[Start of EXCERPTED DATA]
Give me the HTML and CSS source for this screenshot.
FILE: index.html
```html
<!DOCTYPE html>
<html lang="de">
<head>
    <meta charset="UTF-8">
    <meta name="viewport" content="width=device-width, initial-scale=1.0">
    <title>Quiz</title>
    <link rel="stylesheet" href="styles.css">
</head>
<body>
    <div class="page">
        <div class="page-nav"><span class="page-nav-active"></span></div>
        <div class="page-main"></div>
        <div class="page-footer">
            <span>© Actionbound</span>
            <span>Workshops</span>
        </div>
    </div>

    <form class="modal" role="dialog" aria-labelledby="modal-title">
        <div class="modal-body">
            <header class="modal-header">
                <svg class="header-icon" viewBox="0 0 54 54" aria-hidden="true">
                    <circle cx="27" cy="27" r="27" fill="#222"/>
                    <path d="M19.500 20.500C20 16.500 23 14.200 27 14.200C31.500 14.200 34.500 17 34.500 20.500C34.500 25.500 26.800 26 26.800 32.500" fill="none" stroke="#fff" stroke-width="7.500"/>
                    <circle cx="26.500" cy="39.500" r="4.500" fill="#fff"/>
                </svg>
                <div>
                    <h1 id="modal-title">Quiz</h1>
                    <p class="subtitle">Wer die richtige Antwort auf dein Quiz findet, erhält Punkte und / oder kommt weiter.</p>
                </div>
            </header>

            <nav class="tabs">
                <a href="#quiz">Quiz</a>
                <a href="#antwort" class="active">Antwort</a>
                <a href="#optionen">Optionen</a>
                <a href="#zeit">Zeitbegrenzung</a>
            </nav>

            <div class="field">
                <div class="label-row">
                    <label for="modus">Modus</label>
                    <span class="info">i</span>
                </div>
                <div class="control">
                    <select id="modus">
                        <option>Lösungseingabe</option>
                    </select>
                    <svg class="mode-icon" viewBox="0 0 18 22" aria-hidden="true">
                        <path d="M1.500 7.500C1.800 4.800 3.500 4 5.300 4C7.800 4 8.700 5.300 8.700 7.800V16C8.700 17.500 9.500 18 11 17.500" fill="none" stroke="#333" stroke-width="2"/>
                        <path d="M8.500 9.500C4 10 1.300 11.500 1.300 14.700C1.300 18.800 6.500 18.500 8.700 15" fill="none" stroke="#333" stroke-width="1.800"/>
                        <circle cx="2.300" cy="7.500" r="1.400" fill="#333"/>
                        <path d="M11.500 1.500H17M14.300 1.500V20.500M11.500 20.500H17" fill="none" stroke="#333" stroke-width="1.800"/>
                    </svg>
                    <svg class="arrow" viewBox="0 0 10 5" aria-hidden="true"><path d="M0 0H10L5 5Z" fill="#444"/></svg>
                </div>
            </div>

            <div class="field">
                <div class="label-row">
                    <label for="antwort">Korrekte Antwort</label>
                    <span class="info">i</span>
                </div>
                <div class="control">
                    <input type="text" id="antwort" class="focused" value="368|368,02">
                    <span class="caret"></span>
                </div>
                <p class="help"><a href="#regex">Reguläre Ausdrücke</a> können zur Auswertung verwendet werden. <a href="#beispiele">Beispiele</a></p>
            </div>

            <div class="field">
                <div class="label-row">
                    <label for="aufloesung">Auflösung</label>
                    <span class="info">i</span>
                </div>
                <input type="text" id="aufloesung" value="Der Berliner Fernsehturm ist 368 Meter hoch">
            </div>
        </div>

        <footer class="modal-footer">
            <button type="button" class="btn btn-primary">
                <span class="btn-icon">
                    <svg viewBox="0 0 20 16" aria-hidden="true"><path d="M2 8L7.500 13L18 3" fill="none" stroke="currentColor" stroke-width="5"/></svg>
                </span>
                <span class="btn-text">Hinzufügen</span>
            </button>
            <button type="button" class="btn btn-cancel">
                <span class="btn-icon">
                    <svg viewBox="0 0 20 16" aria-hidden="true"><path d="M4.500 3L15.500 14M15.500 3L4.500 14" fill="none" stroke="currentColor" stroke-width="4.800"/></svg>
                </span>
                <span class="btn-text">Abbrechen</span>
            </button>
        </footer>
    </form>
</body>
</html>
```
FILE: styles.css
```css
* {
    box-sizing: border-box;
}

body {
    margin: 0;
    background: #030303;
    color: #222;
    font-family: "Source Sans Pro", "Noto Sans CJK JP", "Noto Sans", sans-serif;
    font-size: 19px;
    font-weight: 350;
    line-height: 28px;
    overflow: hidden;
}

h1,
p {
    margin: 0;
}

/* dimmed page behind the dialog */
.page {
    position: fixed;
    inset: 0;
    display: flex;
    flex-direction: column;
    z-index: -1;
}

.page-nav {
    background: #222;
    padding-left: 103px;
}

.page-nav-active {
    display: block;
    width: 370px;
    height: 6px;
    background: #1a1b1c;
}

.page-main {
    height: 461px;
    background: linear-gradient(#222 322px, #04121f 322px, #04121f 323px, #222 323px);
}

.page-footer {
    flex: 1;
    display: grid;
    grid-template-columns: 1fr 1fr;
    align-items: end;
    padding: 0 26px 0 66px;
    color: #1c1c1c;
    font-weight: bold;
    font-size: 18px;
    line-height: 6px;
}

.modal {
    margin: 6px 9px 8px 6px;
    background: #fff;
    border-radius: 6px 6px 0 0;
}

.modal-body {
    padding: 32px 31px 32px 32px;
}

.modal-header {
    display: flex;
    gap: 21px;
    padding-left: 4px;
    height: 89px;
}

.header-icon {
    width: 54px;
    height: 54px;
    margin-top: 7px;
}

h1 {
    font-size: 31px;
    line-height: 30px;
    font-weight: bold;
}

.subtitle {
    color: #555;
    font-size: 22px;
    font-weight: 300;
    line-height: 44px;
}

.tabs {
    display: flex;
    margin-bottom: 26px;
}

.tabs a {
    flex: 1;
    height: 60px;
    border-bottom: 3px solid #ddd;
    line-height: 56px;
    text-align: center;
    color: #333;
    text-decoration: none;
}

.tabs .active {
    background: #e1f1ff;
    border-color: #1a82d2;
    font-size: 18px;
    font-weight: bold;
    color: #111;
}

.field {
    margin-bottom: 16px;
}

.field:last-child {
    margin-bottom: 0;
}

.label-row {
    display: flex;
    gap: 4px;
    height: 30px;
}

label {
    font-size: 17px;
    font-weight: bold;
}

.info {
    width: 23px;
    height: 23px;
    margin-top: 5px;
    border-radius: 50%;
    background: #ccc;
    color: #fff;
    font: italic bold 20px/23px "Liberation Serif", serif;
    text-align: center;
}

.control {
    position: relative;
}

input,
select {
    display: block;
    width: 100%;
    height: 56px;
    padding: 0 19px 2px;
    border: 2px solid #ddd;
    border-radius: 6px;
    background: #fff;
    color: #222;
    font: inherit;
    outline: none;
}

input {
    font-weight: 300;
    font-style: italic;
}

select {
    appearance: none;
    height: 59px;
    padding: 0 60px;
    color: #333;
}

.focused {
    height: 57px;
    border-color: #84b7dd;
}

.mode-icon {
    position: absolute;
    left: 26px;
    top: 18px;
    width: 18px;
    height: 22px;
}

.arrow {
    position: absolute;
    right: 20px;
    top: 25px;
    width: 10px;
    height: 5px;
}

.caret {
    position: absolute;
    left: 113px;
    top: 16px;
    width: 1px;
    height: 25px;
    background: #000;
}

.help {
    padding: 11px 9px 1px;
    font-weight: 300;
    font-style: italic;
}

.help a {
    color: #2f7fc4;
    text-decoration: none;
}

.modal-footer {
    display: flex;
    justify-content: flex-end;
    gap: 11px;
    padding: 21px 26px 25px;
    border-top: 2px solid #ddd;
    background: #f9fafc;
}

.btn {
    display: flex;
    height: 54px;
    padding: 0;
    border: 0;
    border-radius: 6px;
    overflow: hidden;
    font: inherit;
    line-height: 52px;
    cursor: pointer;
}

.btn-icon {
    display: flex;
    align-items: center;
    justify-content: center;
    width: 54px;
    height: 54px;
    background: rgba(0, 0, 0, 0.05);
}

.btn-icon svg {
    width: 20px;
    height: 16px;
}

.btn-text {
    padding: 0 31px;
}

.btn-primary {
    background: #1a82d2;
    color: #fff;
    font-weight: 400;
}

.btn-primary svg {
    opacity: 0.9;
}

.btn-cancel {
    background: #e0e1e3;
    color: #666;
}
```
[End of EXCERPTED DATA]
[Start of EXCERPTED DATA]
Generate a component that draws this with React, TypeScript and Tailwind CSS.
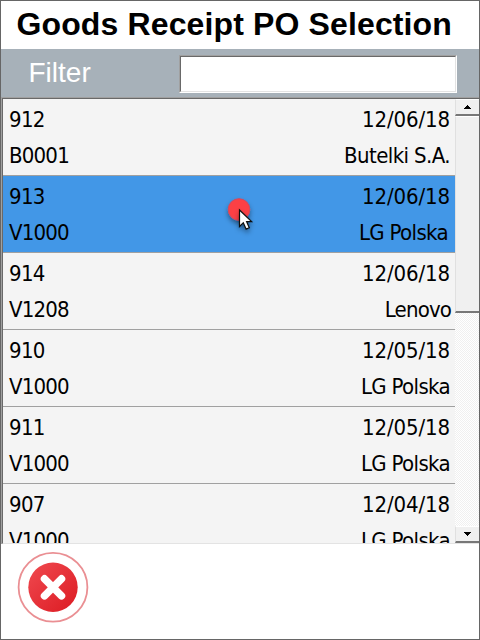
[End of EXCERPTED DATA]
TASK REQUIREMENTS
Which lines of the data above contain "this"? Copy each one.

EXERCISE OUTPUT
Give me the HTML and CSS source for this screenshot.
Generate a component that draws this with React, TypeScript and Tailwind CSS.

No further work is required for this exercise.